PROBLEM DESCRIPTION. Transcribe everything in the data word for word. Pictures are left out.

-- Begin --

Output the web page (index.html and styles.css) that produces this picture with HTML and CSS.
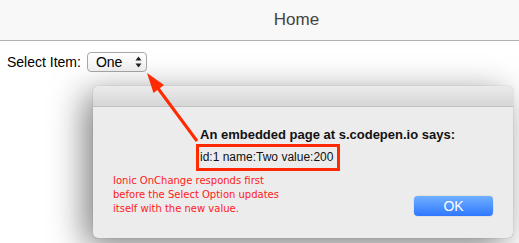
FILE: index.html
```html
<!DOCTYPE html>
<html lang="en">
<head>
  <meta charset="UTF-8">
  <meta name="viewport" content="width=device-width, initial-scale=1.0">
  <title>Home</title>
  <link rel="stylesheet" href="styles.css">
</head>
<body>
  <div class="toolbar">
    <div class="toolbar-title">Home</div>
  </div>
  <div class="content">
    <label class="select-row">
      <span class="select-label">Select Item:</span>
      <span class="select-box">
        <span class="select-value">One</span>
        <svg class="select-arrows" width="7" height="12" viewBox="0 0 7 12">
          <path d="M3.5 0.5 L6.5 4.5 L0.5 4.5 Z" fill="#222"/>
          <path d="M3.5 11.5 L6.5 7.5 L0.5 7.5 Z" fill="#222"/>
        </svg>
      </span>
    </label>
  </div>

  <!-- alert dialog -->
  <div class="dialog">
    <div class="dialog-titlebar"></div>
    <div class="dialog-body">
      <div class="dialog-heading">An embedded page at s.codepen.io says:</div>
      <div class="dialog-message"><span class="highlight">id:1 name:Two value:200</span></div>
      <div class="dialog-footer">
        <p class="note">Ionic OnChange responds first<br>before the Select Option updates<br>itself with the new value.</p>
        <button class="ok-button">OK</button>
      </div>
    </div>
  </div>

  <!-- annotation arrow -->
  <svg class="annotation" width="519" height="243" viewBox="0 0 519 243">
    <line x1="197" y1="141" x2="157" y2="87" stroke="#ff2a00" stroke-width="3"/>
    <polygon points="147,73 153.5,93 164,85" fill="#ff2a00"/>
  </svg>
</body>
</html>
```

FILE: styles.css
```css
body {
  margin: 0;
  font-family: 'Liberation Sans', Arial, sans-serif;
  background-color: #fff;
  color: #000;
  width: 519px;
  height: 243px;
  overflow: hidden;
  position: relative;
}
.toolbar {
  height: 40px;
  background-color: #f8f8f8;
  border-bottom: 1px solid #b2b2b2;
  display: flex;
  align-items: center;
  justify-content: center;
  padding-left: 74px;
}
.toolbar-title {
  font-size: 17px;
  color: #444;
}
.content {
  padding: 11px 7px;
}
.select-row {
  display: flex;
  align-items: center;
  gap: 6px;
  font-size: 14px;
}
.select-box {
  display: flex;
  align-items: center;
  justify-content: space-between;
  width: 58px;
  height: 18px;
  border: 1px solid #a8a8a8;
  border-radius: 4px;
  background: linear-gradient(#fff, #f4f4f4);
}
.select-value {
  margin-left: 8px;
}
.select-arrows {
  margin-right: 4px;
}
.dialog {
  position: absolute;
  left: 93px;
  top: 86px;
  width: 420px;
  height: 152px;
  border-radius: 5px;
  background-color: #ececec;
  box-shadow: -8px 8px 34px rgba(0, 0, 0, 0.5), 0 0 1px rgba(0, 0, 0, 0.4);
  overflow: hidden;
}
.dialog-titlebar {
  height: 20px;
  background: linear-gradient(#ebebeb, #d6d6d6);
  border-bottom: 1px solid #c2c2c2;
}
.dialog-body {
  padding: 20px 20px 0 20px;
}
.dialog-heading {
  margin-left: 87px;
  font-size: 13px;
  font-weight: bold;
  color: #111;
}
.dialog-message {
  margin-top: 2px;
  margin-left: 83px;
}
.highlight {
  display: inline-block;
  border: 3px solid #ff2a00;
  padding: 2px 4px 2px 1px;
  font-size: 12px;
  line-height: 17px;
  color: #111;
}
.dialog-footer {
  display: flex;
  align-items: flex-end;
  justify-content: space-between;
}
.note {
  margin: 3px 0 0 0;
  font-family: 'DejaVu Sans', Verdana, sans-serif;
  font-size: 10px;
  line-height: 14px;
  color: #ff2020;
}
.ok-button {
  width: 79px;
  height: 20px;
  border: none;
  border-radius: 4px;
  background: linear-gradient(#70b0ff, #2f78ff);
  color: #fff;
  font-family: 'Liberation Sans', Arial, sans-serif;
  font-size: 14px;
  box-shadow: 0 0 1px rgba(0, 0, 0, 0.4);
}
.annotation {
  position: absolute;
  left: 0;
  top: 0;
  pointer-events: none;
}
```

-- End --

RIGHT ANSWER.
Output the web page (index.html and styles.css) that produces this picture with HTML and CSS.
FILE: index.html
```html
<!DOCTYPE html>
<html lang="en">
<head>
  <meta charset="UTF-8">
  <meta name="viewport" content="width=device-width, initial-scale=1.0">
  <title>Home</title>
  <link rel="stylesheet" href="styles.css">
</head>
<body>
  <div class="toolbar">
    <div class="toolbar-title">Home</div>
  </div>
  <div class="content">
    <label class="select-row">
      <span class="select-label">Select Item:</span>
      <span class="select-box">
        <span class="select-value">One</span>
        <svg class="select-arrows" width="7" height="12" viewBox="0 0 7 12">
          <path d="M3.5 0.5 L6.5 4.5 L0.5 4.5 Z" fill="#222"/>
          <path d="M3.5 11.5 L6.5 7.5 L0.5 7.5 Z" fill="#222"/>
        </svg>
      </span>
    </label>
  </div>

  <!-- alert dialog -->
  <div class="dialog">
    <div class="dialog-titlebar"></div>
    <div class="dialog-body">
      <div class="dialog-heading">An embedded page at s.codepen.io says:</div>
      <div class="dialog-message"><span class="highlight">id:1 name:Two value:200</span></div>
      <div class="dialog-footer">
        <p class="note">Ionic OnChange responds first<br>before the Select Option updates<br>itself with the new value.</p>
        <button class="ok-button">OK</button>
      </div>
    </div>
  </div>

  <!-- annotation arrow -->
  <svg class="annotation" width="519" height="243" viewBox="0 0 519 243">
    <line x1="197" y1="141" x2="157" y2="87" stroke="#ff2a00" stroke-width="3"/>
    <polygon points="147,73 153.5,93 164,85" fill="#ff2a00"/>
  </svg>
</body>
</html>
```

FILE: styles.css
```css
body {
  margin: 0;
  font-family: 'Liberation Sans', Arial, sans-serif;
  background-color: #fff;
  color: #000;
  width: 519px;
  height: 243px;
  overflow: hidden;
  position: relative;
}
.toolbar {
  height: 40px;
  background-color: #f8f8f8;
  border-bottom: 1px solid #b2b2b2;
  display: flex;
  align-items: center;
  justify-content: center;
  padding-left: 74px;
}
.toolbar-title {
  font-size: 17px;
  color: #444;
}
.content {
  padding: 11px 7px;
}
.select-row {
  display: flex;
  align-items: center;
  gap: 6px;
  font-size: 14px;
}
.select-box {
  display: flex;
  align-items: center;
  justify-content: space-between;
  width: 58px;
  height: 18px;
  border: 1px solid #a8a8a8;
  border-radius: 4px;
  background: linear-gradient(#fff, #f4f4f4);
}
.select-value {
  margin-left: 8px;
}
.select-arrows {
  margin-right: 4px;
}
.dialog {
  position: absolute;
  left: 93px;
  top: 86px;
  width: 420px;
  height: 152px;
  border-radius: 5px;
  background-color: #ececec;
  box-shadow: -8px 8px 34px rgba(0, 0, 0, 0.5), 0 0 1px rgba(0, 0, 0, 0.4);
  overflow: hidden;
}
.dialog-titlebar {
  height: 20px;
  background: linear-gradient(#ebebeb, #d6d6d6);
  border-bottom: 1px solid #c2c2c2;
}
.dialog-body {
  padding: 20px 20px 0 20px;
}
.dialog-heading {
  margin-left: 87px;
  font-size: 13px;
  font-weight: bold;
  color: #111;
}
.dialog-message {
  margin-top: 2px;
  margin-left: 83px;
}
.highlight {
  display: inline-block;
  border: 3px solid #ff2a00;
  padding: 2px 4px 2px 1px;
  font-size: 12px;
  line-height: 17px;
  color: #111;
}
.dialog-footer {
  display: flex;
  align-items: flex-end;
  justify-content: space-between;
}
.note {
  margin: 3px 0 0 0;
  font-family: 'DejaVu Sans', Verdana, sans-serif;
  font-size: 10px;
  line-height: 14px;
  color: #ff2020;
}
.ok-button {
  width: 79px;
  height: 20px;
  border: none;
  border-radius: 4px;
  background: linear-gradient(#70b0ff, #2f78ff);
  color: #fff;
  font-family: 'Liberation Sans', Arial, sans-serif;
  font-size: 14px;
  box-shadow: 0 0 1px rgba(0, 0, 0, 0.4);
}
.annotation {
  position: absolute;
  left: 0;
  top: 0;
  pointer-events: none;
}
```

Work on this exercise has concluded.